## TASK TO CARRY OUT
Give the data again, word for word.

────────

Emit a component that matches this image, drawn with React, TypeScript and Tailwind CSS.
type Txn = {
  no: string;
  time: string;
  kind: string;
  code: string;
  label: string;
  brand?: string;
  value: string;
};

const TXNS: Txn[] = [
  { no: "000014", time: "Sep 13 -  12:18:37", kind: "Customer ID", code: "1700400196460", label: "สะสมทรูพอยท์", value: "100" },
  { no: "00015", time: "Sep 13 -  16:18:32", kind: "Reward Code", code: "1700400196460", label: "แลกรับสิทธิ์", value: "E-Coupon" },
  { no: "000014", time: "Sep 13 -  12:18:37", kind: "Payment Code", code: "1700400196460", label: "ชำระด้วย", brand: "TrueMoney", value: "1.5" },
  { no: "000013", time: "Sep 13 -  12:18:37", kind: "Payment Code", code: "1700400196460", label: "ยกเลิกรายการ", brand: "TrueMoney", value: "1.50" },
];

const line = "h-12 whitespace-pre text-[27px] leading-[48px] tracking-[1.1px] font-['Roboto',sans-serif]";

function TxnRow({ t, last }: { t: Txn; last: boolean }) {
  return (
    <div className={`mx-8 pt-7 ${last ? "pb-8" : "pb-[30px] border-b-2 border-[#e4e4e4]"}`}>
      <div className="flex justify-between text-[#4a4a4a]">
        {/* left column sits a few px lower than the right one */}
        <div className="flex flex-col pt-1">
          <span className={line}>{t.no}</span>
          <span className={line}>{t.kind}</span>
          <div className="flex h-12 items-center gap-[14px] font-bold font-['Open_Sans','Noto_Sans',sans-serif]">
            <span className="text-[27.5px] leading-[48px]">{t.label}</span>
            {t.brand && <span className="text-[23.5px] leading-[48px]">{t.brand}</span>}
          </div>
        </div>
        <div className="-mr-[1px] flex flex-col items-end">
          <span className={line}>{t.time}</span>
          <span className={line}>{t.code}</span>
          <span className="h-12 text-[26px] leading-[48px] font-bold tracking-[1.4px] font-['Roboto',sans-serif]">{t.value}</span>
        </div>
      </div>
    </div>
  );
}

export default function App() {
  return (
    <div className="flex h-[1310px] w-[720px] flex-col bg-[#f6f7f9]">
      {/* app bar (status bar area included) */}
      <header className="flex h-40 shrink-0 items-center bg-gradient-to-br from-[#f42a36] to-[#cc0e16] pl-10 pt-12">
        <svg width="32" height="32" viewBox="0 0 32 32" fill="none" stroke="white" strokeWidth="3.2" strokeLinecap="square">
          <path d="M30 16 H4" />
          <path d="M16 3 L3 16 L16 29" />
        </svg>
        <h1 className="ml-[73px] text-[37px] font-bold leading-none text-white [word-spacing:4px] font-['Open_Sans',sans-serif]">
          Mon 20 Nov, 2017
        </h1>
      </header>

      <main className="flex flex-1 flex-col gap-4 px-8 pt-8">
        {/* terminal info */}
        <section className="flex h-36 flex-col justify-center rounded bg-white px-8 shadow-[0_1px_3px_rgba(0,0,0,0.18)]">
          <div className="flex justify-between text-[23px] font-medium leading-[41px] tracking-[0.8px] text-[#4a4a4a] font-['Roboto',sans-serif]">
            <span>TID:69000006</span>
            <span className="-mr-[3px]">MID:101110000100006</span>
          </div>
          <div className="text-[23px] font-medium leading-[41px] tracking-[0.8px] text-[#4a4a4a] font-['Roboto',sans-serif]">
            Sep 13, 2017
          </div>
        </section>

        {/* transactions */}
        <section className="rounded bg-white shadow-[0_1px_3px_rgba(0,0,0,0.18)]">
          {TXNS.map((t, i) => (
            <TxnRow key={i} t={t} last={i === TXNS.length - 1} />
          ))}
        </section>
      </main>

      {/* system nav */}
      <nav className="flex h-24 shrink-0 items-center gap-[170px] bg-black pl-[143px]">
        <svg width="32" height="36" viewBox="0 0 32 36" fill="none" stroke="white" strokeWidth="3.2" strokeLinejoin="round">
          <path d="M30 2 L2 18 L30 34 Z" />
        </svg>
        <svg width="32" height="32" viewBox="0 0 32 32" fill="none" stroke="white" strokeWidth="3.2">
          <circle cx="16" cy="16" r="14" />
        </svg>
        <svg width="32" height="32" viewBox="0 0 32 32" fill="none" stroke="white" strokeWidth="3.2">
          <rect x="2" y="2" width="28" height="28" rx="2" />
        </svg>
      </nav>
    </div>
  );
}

────────

## WORKED SOLUTION
Emit a component that matches this image, drawn with React, TypeScript and Tailwind CSS.
type Txn = {
  no: string;
  time: string;
  kind: string;
  code: string;
  label: string;
  brand?: string;
  value: string;
};

const TXNS: Txn[] = [
  { no: "000014", time: "Sep 13 -  12:18:37", kind: "Customer ID", code: "1700400196460", label: "สะสมทรูพอยท์", value: "100" },
  { no: "00015", time: "Sep 13 -  16:18:32", kind: "Reward Code", code: "1700400196460", label: "แลกรับสิทธิ์", value: "E-Coupon" },
  { no: "000014", time: "Sep 13 -  12:18:37", kind: "Payment Code", code: "1700400196460", label: "ชำระด้วย", brand: "TrueMoney", value: "1.5" },
  { no: "000013", time: "Sep 13 -  12:18:37", kind: "Payment Code", code: "1700400196460", label: "ยกเลิกรายการ", brand: "TrueMoney", value: "1.50" },
];

const line = "h-12 whitespace-pre text-[27px] leading-[48px] tracking-[1.1px] font-['Roboto',sans-serif]";

function TxnRow({ t, last }: { t: Txn; last: boolean }) {
  return (
    <div className={`mx-8 pt-7 ${last ? "pb-8" : "pb-[30px] border-b-2 border-[#e4e4e4]"}`}>
      <div className="flex justify-between text-[#4a4a4a]">
        {/* left column sits a few px lower than the right one */}
        <div className="flex flex-col pt-1">
          <span className={line}>{t.no}</span>
          <span className={line}>{t.kind}</span>
          <div className="flex h-12 items-center gap-[14px] font-bold font-['Open_Sans','Noto_Sans',sans-serif]">
            <span className="text-[27.5px] leading-[48px]">{t.label}</span>
            {t.brand && <span className="text-[23.5px] leading-[48px]">{t.brand}</span>}
          </div>
        </div>
        <div className="-mr-[1px] flex flex-col items-end">
          <span className={line}>{t.time}</span>
          <span className={line}>{t.code}</span>
          <span className="h-12 text-[26px] leading-[48px] font-bold tracking-[1.4px] font-['Roboto',sans-serif]">{t.value}</span>
        </div>
      </div>
    </div>
  );
}

export default function App() {
  return (
    <div className="flex h-[1310px] w-[720px] flex-col bg-[#f6f7f9]">
      {/* app bar (status bar area included) */}
      <header className="flex h-40 shrink-0 items-center bg-gradient-to-br from-[#f42a36] to-[#cc0e16] pl-10 pt-12">
        <svg width="32" height="32" viewBox="0 0 32 32" fill="none" stroke="white" strokeWidth="3.2" strokeLinecap="square">
          <path d="M30 16 H4" />
          <path d="M16 3 L3 16 L16 29" />
        </svg>
        <h1 className="ml-[73px] text-[37px] font-bold leading-none text-white [word-spacing:4px] font-['Open_Sans',sans-serif]">
          Mon 20 Nov, 2017
        </h1>
      </header>

      <main className="flex flex-1 flex-col gap-4 px-8 pt-8">
        {/* terminal info */}
        <section className="flex h-36 flex-col justify-center rounded bg-white px-8 shadow-[0_1px_3px_rgba(0,0,0,0.18)]">
          <div className="flex justify-between text-[23px] font-medium leading-[41px] tracking-[0.8px] text-[#4a4a4a] font-['Roboto',sans-serif]">
            <span>TID:69000006</span>
            <span className="-mr-[3px]">MID:101110000100006</span>
          </div>
          <div className="text-[23px] font-medium leading-[41px] tracking-[0.8px] text-[#4a4a4a] font-['Roboto',sans-serif]">
            Sep 13, 2017
          </div>
        </section>

        {/* transactions */}
        <section className="rounded bg-white shadow-[0_1px_3px_rgba(0,0,0,0.18)]">
          {TXNS.map((t, i) => (
            <TxnRow key={i} t={t} last={i === TXNS.length - 1} />
          ))}
        </section>
      </main>

      {/* system nav */}
      <nav className="flex h-24 shrink-0 items-center gap-[170px] bg-black pl-[143px]">
        <svg width="32" height="36" viewBox="0 0 32 36" fill="none" stroke="white" strokeWidth="3.2" strokeLinejoin="round">
          <path d="M30 2 L2 18 L30 34 Z" />
        </svg>
        <svg width="32" height="32" viewBox="0 0 32 32" fill="none" stroke="white" strokeWidth="3.2">
          <circle cx="16" cy="16" r="14" />
        </svg>
        <svg width="32" height="32" viewBox="0 0 32 32" fill="none" stroke="white" strokeWidth="3.2">
          <rect x="2" y="2" width="28" height="28" rx="2" />
        </svg>
      </nav>
    </div>
  );
}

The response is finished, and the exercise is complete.